If they like the spot they are in and are happy leave them alone



This is my position also, but I have this wife see... and she wants to manicure these things... she can't help herself... so if she's going to prune them, I want specific rules for her so she doesn't frick them up.
Posted by Tree_Fall
Member since Mar 2021
1082 posts
Posted on 8/25/25 at 10:08 am to
Some gardenia pruning "ifs and butts" is because older varieties bloom on old growth, while some newer ones bloom on new and old growth. Mine in BTR bloom spring and are starting a summer/fall bloom now.

Last summer drought and a hard winter freeze killed 3 new plants and badly burned 3 established plants. The burned plants have re-leafed and have a few blooms. The new leaves are much smaller so far. I may cutback severely after spring bloom.

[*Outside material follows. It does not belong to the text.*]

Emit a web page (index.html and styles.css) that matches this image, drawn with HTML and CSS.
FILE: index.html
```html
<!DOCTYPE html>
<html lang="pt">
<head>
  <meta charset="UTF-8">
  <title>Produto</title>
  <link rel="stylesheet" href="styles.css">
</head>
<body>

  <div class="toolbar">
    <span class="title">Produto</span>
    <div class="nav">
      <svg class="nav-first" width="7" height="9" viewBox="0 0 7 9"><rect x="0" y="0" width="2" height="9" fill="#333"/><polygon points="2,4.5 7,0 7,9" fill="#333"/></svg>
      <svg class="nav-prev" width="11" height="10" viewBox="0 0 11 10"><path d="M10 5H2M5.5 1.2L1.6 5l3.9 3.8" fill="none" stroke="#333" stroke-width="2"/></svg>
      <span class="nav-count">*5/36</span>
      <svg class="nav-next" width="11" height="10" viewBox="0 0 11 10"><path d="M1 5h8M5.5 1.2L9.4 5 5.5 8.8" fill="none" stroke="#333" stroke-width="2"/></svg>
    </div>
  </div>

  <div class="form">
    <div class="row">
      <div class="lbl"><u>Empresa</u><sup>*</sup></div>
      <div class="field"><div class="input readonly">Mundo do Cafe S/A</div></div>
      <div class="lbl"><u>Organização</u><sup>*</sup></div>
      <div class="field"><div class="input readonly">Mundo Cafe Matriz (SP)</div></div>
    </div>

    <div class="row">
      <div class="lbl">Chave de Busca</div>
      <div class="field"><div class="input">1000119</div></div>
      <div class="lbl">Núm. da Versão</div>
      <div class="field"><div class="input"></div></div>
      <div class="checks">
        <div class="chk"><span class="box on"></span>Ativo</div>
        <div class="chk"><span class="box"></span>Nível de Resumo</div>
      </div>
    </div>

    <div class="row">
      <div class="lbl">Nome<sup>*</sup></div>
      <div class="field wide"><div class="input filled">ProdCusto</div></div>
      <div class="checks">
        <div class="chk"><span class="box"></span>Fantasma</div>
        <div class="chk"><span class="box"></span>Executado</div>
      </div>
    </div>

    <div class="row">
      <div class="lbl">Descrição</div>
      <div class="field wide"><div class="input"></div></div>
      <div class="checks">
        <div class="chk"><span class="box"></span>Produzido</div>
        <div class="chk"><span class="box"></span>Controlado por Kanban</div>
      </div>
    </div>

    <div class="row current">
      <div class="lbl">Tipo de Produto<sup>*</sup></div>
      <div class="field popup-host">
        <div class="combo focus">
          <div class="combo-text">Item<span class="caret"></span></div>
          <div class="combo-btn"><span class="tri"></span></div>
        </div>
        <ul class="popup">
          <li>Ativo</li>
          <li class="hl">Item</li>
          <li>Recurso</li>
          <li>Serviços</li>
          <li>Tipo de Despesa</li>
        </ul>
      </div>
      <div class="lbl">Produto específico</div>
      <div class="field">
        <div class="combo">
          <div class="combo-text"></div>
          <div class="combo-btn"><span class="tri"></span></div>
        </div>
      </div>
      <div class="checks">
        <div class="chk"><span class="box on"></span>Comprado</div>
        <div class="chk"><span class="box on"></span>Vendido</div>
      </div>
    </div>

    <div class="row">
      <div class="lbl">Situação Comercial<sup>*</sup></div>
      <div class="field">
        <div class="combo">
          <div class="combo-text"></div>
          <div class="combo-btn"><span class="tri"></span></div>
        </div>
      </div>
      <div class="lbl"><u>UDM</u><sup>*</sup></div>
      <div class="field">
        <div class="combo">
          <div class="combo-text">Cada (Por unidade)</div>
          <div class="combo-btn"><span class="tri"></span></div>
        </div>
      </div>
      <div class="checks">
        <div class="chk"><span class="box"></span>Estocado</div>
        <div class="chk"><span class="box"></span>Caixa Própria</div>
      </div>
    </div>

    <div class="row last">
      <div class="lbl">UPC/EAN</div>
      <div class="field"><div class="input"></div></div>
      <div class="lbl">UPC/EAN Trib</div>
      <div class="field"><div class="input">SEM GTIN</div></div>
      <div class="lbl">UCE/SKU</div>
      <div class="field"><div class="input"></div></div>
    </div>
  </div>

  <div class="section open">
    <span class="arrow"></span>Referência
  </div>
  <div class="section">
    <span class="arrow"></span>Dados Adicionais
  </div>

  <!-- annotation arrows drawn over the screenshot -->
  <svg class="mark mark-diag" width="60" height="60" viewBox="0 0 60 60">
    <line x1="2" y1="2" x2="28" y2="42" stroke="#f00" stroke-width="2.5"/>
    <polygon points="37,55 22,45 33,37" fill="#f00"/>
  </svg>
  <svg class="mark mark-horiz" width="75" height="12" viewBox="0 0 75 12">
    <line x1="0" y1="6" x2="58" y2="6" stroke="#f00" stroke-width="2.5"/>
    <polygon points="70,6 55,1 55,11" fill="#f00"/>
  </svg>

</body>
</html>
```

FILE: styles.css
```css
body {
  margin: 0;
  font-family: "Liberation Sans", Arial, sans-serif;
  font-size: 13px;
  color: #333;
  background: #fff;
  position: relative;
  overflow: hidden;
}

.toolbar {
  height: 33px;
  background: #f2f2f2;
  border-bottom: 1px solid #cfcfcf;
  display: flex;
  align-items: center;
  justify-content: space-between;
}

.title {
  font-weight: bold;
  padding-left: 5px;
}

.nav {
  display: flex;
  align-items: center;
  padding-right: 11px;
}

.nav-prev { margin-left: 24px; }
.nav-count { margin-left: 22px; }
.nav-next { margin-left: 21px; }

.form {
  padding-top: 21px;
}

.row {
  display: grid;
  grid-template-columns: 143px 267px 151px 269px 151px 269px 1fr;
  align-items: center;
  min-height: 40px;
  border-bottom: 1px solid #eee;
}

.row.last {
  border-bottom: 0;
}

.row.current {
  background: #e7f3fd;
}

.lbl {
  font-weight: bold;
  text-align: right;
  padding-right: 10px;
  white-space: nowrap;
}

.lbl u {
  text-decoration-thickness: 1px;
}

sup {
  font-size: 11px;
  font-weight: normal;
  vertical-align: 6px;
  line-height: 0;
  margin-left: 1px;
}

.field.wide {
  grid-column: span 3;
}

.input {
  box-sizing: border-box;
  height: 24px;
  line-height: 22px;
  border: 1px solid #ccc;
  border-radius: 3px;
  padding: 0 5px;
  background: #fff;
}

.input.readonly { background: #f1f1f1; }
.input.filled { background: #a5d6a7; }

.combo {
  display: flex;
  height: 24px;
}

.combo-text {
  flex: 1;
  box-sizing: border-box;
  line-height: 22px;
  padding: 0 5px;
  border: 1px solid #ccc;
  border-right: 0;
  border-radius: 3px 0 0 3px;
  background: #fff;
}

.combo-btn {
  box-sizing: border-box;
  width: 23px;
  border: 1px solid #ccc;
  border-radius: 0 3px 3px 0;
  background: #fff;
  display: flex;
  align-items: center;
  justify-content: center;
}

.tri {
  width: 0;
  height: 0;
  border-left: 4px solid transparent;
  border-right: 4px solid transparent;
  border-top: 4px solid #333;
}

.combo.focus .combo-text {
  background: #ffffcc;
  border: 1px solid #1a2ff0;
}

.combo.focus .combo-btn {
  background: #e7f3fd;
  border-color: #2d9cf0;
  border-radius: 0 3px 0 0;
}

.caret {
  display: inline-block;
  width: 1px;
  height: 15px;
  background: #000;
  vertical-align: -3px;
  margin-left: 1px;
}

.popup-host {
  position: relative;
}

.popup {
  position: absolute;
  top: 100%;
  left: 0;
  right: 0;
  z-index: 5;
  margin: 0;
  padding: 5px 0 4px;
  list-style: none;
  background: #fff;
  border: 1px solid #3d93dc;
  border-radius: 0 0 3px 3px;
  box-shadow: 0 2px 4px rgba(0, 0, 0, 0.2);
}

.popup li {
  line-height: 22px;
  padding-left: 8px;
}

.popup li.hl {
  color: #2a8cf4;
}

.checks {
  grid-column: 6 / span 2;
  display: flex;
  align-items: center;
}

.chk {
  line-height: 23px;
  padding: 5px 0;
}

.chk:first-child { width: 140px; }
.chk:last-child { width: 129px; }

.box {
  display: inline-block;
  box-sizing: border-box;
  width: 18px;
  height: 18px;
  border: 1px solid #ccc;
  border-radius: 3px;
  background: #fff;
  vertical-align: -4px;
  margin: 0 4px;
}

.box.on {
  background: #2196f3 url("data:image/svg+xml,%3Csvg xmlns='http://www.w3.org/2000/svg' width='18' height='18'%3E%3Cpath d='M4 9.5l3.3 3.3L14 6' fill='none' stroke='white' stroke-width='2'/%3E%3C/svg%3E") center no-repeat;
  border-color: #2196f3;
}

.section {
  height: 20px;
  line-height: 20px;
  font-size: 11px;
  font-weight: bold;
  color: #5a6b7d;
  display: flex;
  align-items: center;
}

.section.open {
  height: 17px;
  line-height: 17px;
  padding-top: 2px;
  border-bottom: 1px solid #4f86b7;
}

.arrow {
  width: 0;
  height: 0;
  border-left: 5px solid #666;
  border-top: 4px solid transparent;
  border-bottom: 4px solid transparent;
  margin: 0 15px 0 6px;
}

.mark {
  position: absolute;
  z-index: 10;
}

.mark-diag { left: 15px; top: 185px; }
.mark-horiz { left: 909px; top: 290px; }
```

Encourage wife to cut flowers back to a leaf node 3 or 4 inches below. Then after bloom take more off to keep shape, and size she likes. I deadhead mainly to get sloppy brown old flowers off.
Posted by deeprig9
Unincorporated Ozora
Member since Sep 2012
73089 posts
Posted on 8/25/25 at 12:19 pm to
quote:

Some gardenia pruning "ifs and butts" is because older varieties bloom on old growth, while some newer ones bloom on new and old growth


Mine are "August Beauties" but look like August shite. Do you know if that variety blooms on new and old growth?
Posted by Tree_Fall
Member since Mar 2021
1082 posts
Posted on 8/25/25 at 3:54 pm to
August Beauty blooms on new growth. So, prune after bloom (if any) ends early Sept. The last surviving AB that I have was planted last summer. It had 1st flower ever this week. I had some 20-year-old gardenias on a south facing wall that were doing great with minimal attention until 2 years ago when they started slowly dying stem by stem. Fungus attacking the roots seemed to be the cause. Good Luck.
Posted by Dixie2023
Member since Mar 2023
4611 posts
Posted on 8/25/25 at 4:25 pm to
Keep doing whatever it is you are or aren’t doing. Congrats. Gardenias are my fav and I can’t grow them for squat.